» **SOURCE EXCERPT**
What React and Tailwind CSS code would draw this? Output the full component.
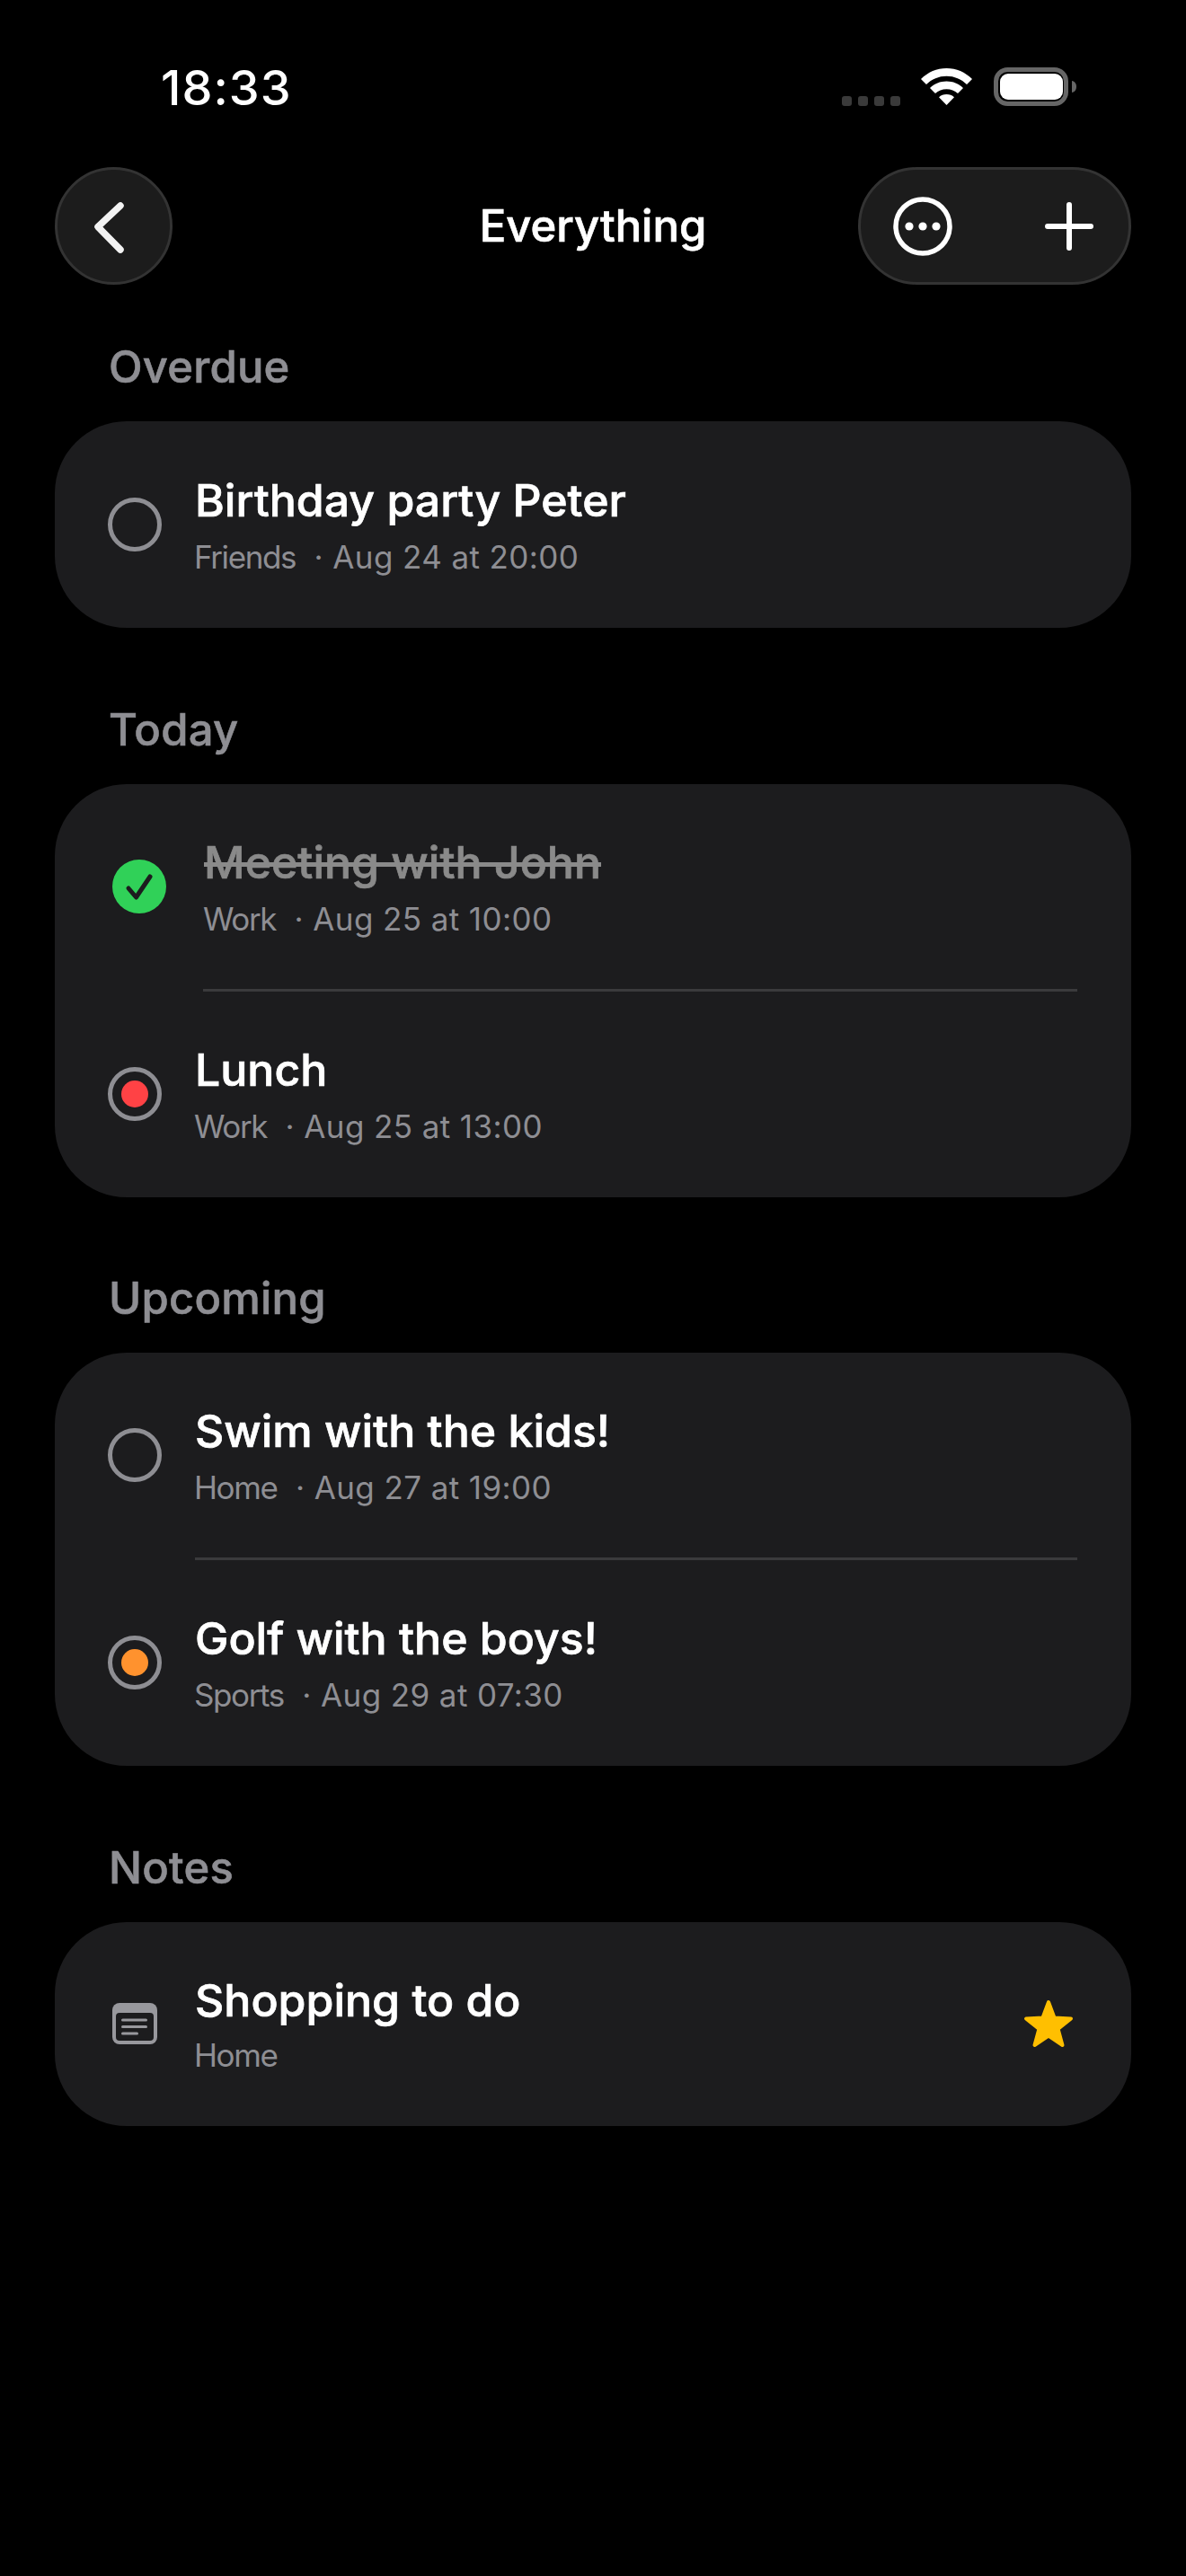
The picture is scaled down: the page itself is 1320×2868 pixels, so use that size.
import React from 'react';

const Radio = ({ dot }) => (
  <div className="w-[60px] h-[60px] shrink-0 rounded-full border-[5px] border-[#8e8e93] flex items-center justify-center">
    {dot && <div className={`w-[30px] h-[30px] rounded-full ${dot}`} />}
  </div>
);

const DoneCheck = () => (
  <div className="w-[60px] h-[60px] shrink-0 rounded-full bg-[#30d158]">
    <svg width="60" height="60" viewBox="0 0 60 60" fill="none">
      <path d="M18 32L26.5 42L42 19" stroke="#1c1c1e" strokeWidth="5" strokeLinecap="round" strokeLinejoin="round" />
    </svg>
  </div>
);

const NoteIcon = () => (
  <div className="w-[60px] shrink-0 flex justify-center">
    <svg width="50" height="46" viewBox="0 0 50 46" fill="none">
      <rect width="50" height="46" rx="8" fill="#98989d" />
      <rect x="4" y="11" width="42" height="31" rx="4" fill="#1c1c1e" />
      <rect x="10" y="17.5" width="29" height="3" rx="1.5" fill="#98989d" />
      <rect x="10" y="25" width="29" height="3" rx="1.5" fill="#98989d" />
      <rect x="10" y="32.5" width="19" height="3" rx="1.5" fill="#98989d" />
    </svg>
  </div>
);

const Star = () => (
  <svg width="56" height="54" viewBox="0 0 56 54" className="shrink-0 mr-[64px]">
    <path
      d="M28 3L34.6 20.6L53 21.4L38.6 33L43.5 51L28 40.7L12.5 51L17.4 33L3 21.4L21.4 20.6Z"
      fill="#ffbf00"
      stroke="#ffbf00"
      strokeWidth="4"
      strokeLinejoin="round"
    />
  </svg>
);

const Row = ({ icon, title, group, date, done, end, note }) => (
  <div className={`flex items-center py-[57px] ${done ? 'pl-[64px] gap-[42px]' : 'pl-[59px] gap-[37px]'}`}>
    {icon}
    <div className="flex-1 min-w-0">
      <div
        className={`text-[50px] leading-[60px] font-medium [-webkit-text-stroke:0.7px] ${
          done ? 'text-[#8a8a8a] line-through decoration-[5px]' : 'text-white'
        }`}
      >
        {title}
      </div>
      <div className={`text-[35px] leading-[42px] text-[#8e8e93] -ml-px ${note ? 'mt-[10px]' : 'mt-[12px]'}`}>
        <span className="tracking-[-1.4px]">{group}</span>
        {date && <span className="tracking-[0.4px]"> &nbsp;· {date}</span>}
      </div>
    </div>
    {end}
  </div>
);

const Section = ({ label, spacing, children }) => (
  <section className={spacing}>
    <h2 className="pl-[60px] text-[49px] leading-[58px] font-medium tracking-[0.2px] [-webkit-text-stroke:0.6px] text-[#8e8e93] mb-[31px]">{label}</h2>
    <div className="bg-[#1c1c1e] rounded-[80px] pb-px">{children}</div>
  </section>
);

const Divider = ({ inset }) => <div className={`h-[3px] bg-[#3a3a3c] mr-[60px] ${inset}`} />;

export default function App() {
  return (
    <div className="min-h-screen bg-black font-[Inter,sans-serif] px-[61px] overflow-hidden">
      {/* status bar */}
      <div className="h-[186px] flex items-start justify-between -mx-[61px]">
        <div className="ml-[179px] mt-[66px] text-[54px] leading-[64px] font-medium tracking-[1px] text-white">18:33</div>
        <div className="mt-[75px] mr-[122px] flex items-end h-[43px]">
          <div className="flex gap-[7px] mr-[23px]">
            <div className="w-[11px] h-[11px] rounded-[3px] bg-[#3a3a3a]" />
            <div className="w-[11px] h-[11px] rounded-[3px] bg-[#3a3a3a]" />
            <div className="w-[11px] h-[11px] rounded-[3px] bg-[#3a3a3a]" />
            <div className="w-[11px] h-[11px] rounded-[3px] bg-[#3a3a3a]" />
          </div>
          <svg width="57" height="41" viewBox="0 0 57 41" className="mr-[24px] mb-[1px]" fill="white">
            <path d="M28.5 0C17.6 0 7.7 4.3 0 12L6 18C12 12.2 19.8 8.8 28.5 8.8C37.2 8.8 45 12.2 51 18L57 12C49.3 4.3 39.4 0 28.5 0Z" />
            <path d="M28.5 14.5C21.4 14.5 15 17.2 10 22L16 28C19.4 25 23.7 23.2 28.5 23.2C33.3 23.2 37.6 25 41 28L47 22C42 17.2 35.6 14.5 28.5 14.5Z" />
            <path d="M28.5 29C25.2 29 22.2 30.1 20 32.2L28.5 41L37 32.2C34.8 30.1 31.8 29 28.5 29Z" />
          </svg>
          <svg width="92" height="43" viewBox="0 0 92 43" fill="none">
            <rect x="2.5" y="2.5" width="78" height="38" rx="13" stroke="#666666" strokeWidth="5" />
            <rect x="7" y="7" width="70" height="29" rx="9" fill="white" />
            <path d="M87 15C90 15.5 92 18 92 21.5C92 25 90 27.5 87 28Z" fill="#666666" />
          </svg>
        </div>
      </div>

      {/* nav */}
      <div className="grid grid-cols-[304px_1fr_304px] items-center h-[131px]">
        <div className="w-[131px] h-[131px] rounded-full bg-[#1c1c1c] border-[3px] border-[#333333] flex items-center justify-center">
          <svg width="131" height="131" viewBox="0 0 131 131" fill="none" className="shrink-0">
            <path d="M73 43L48 66.5L73 92" stroke="#f2f2f2" strokeWidth="7.5" strokeLinecap="round" strokeLinejoin="round" />
          </svg>
        </div>
        <h1 className="text-center text-[49px] leading-[58px] font-medium [-webkit-text-stroke:0.7px] text-white">Everything</h1>
        <div className="h-[131px] rounded-full bg-[#1c1c1c] border-[3px] border-[#333333] flex items-center justify-between pl-[36px] pr-[39px]">
          <svg width="66" height="66" viewBox="0 0 66 66" fill="none">
            <circle cx="33" cy="33" r="30" stroke="white" strokeWidth="5.5" />
            <circle cx="18" cy="33" r="4.6" fill="white" />
            <circle cx="33" cy="33" r="4.6" fill="white" />
            <circle cx="48" cy="33" r="4.6" fill="white" />
          </svg>
          <svg width="54" height="54" viewBox="0 0 54 54" fill="none">
            <path d="M27 3V51M3 27H51" stroke="white" strokeWidth="6" strokeLinecap="round" />
          </svg>
        </div>
      </div>

      <Section label="Overdue" spacing="mt-[63px]">
        <div className="pt-px">
          <Row icon={<Radio />} title="Birthday party Peter" group="Friends" date="Aug 24 at 20:00" />
        </div>
      </Section>

      <Section label="Today" spacing="mt-[85px]">
        <Row icon={<DoneCheck />} done title="Meeting with John" group="Work" date="Aug 25 at 10:00" />
        <Divider inset="ml-[165px]" />
        <Row icon={<Radio dot="bg-[#ff4245]" />} title="Lunch" group="Work" date="Aug 25 at 13:00" />
      </Section>

      <Section label="Upcoming" spacing="mt-[84px]">
        <Row icon={<Radio />} title="Swim with the kids!" group="Home" date="Aug 27 at 19:00" />
        <Divider inset="ml-[156px]" />
        <Row icon={<Radio dot="bg-[#ff922e]" />} title="Golf with the boys!" group="Sports" date="Aug 29 at 07:30" />
      </Section>

      <Section label="Notes" spacing="mt-[85px]">
        <Row icon={<NoteIcon />} note title="Shopping to do" group="Home" end={<Star />} />
      </Section>
    </div>
  );
}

» **AIM OF THE EXERCISE**
Reproduce exactly the run of lines that opens the listing and closes with the line holding "import React from 'react';". Pictures are excluded.

» **EXERCISE SOLUTION**
What React and Tailwind CSS code would draw this? Output the full component.
The picture is scaled down: the page itself is 1320×2868 pixels, so use that size.
import React from 'react';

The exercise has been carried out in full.